We were lucky to have a chat with Simon King from the IDEO Chicago office. Simon grew up on a farm and is an IDEO agriculture champion who spends his nights researching how technology intersects with farming. During our conversation, he had a great thought that Computer Vision could be used for a range of ideas in agriculture. 

Computer Vision (CV for short) is explained on Wikipedia as - a field that includes methods for acquiring, processing, analyzing, and understanding images. Simply, it helps computers 'see' objects and forms in photos or video. CV is a field that goes very deep and has many uses, notably technology like body tracking, facial recognition and edge detection.

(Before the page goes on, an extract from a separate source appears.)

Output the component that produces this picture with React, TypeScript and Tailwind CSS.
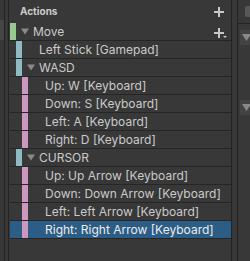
import React from "react";

type Row = {
  label: string;
  level: number;
  color: string;
  fold?: boolean;
  selected?: boolean;
  plus?: boolean;
};

const GREEN = "bg-[#97c98f]";
const TEAL = "bg-[#8fbcc3]";
const PINK = "bg-[#cd97bf]";

const rows: Row[] = [
  { label: "Move", level: 0, color: GREEN, fold: true, plus: true },
  { label: "Left Stick [Gamepad]", level: 1, color: TEAL },
  { label: "WASD", level: 1, color: TEAL, fold: true },
  { label: "Up: W [Keyboard]", level: 2, color: PINK },
  { label: "Down: S [Keyboard]", level: 2, color: PINK },
  { label: "Left: A [Keyboard]", level: 2, color: PINK },
  { label: "Right: D [Keyboard]", level: 2, color: PINK },
  { label: "CURSOR", level: 1, color: TEAL, fold: true },
  { label: "Up: Up Arrow [Keyboard]", level: 2, color: PINK },
  { label: "Down: Down Arrow [Keyboard]", level: 2, color: PINK },
  { label: "Left: Left Arrow [Keyboard]", level: 2, color: PINK },
  { label: "Right: Right Arrow [Keyboard]", level: 2, color: PINK, selected: true },
];

function Tri() {
  return (
    <svg width="9" height="7" viewBox="0 0 9 7">
      <path d="M0 0 H9 L4.5 7 Z" fill="#8a8a8a" />
    </svg>
  );
}

function Plus({ drop = false }: { drop?: boolean }) {
  return (
    <svg width="14" height="12" viewBox="0 0 14 12">
      <rect x="4" y="1" width="2" height="10" fill="#c8c8c8" />
      <rect x="0" y="5" width="10" height="2" fill="#c8c8c8" />
      {drop && <path d="M9 9 H13 L11 11 Z" fill="#c8c8c8" />}
    </svg>
  );
}

function TreeRow({ r }: { r: Row }) {
  const indent = ["w-0", "w-[6px]", "w-[12px]"][r.level];
  return (
    <div
      className={`flex h-[18px] border-b border-[#262626] ${
        r.selected ? "bg-[#2c5d87] text-[#ebebeb]" : "text-[#cacaca]"
      }`}
    >
      <div className={`${indent} shrink-0`} />
      <div className={`w-[6px] shrink-0 ${r.color}`} />
      <div className="w-[5px] shrink-0" />
      <div className="w-[8px] shrink-0 flex items-center">{r.fold && <Tri />}</div>
      <div className="w-[4px] shrink-0" />
      <div className="flex-1 leading-[17px] text-[12px] whitespace-nowrap overflow-hidden">
        {r.label}
      </div>
      {r.plus && (
        <div className="w-[14px] mr-[3px] flex items-center pt-[3px]">
          <Plus drop />
        </div>
      )}
    </div>
  );
}

export default function App() {
  return (
    <div
      className="w-[250px] h-[261px] flex bg-[#383838] overflow-hidden"
      style={{ fontFamily: "Inter, 'Noto Sans', sans-serif" }}
    >
      {/* left pane edge */}
      <div className="w-[5px] shrink-0 border-r border-[#232323] flex flex-col">
        <div className="h-[20px]" />
        <div className="h-[20px] bg-[#464646]" />
      </div>
      <div className="w-[3px] shrink-0" />
      {/* actions pane */}
      <div className="w-[224px] shrink-0 border-x border-[#232323] pl-[1px] flex flex-col">
        <div className="h-[23px] flex items-center pl-[10px] pr-[3px]">
          <span className="flex-1 text-[10px] font-bold text-[#cacaca]">Actions</span>
          <div className="w-[14px] flex items-center">
            <Plus />
          </div>
        </div>
        {rows.map((r, i) => (
          <TreeRow key={i} r={r} />
        ))}
      </div>
      <div className="w-[5px] shrink-0" />
      {/* properties pane edge */}
      <div className="flex-1 border-l border-[#232323] flex flex-col">
        <div className="h-[24px] border-b border-[#232323] flex items-center pl-[7px]">
          <div className="w-[12px] h-[11px] rounded-[2px] bg-[#585858]" />
        </div>
        <div className="h-[6px]" />
        <div className="ml-[2px] h-[15px] bg-[#434343] flex items-center pl-[2px]">
          <Tri />
        </div>
        <div className="h-[55px]" />
        <div className="ml-[2px] h-[15px] bg-[#434343] flex items-center pl-[2px]">
          <Tri />
        </div>
      </div>
    </div>
  );
}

This triggered the idea that edge detection might be able to detect soil type from a simple photograph. If loamy soil is heavier and fuller it would have less edges whereas sandy and loose would have many edges. We conducted a simple experiment using openFrameworks, a C++ based creative programming framework and it's openCV library. 

If we can find a way to create consistent images of multiple soil types this technique might be able to help farmers quickly understand how to amend their soil and prepare it appropriately for different crop types. Analysis of the image could also help farmers understand returns on investment for their soil if we can help them prepare for specific crops.

You can download and fork the code at Github

Initial Prototyping and Exploration

It's been a packed week of testing out sensors and tech we've found, trying to figure out what will work in our field tests.

Building an Ideas Funnel

On day one of this project we decided that one of our outcomes should be a defensible business case. That is, whatever technology we end up using and whatever intervention we design, it must be economically viable. 

But here’s the thing. We don’t yet know what we are designing and we have lots technologies, potential partners, and focus areas that need vetting. Based on the work that Lionel did, we have a world of sensors but no way yet to vet them. So what we need is some way to distinguish between different categories of opportunities and ultimately asking what value creation in any project within a specific category might look like. Yea. Tricky.

Having conducted broad research, a few potential project categories have begun to emerge and with them, likely provocations to build a value creation hypothesis around:

Snapshot_March169.jpg


Right now, this lens feels ok, but it will evolve as our thinking does, no doubt.


Boiling the Ocean

This project is starting broad! Lionel, our design intern here at IDEO.org has been cranking through a volume of research on both the wider world of emerging sensor tech and applications for sensors in developing economies.

Agriculture has begun to emerge as a space where there was a need for automation and the potential for efficiency gains through the application of appropriate sensor technology.

That being said, we see the need to explore the world a little more and understand what kinds of sensors are out there.

Lionel is going deep. His research is looking at the quantified self, remote diagnostics, emergency response triggers, women’s safety, water quality tracking, and various agricultural applications.

He is also asking what applications for remote sensor tech might exist domestically, looking specifically at the community he grew up in.  Some very cool possibilities emerged from this work – using noise sensors to trigger gunshot emergency response, hacking public lighting to illuminate unsafe areas, and on, and on, and on.

Some seriously cool stuff out there. Onwards now.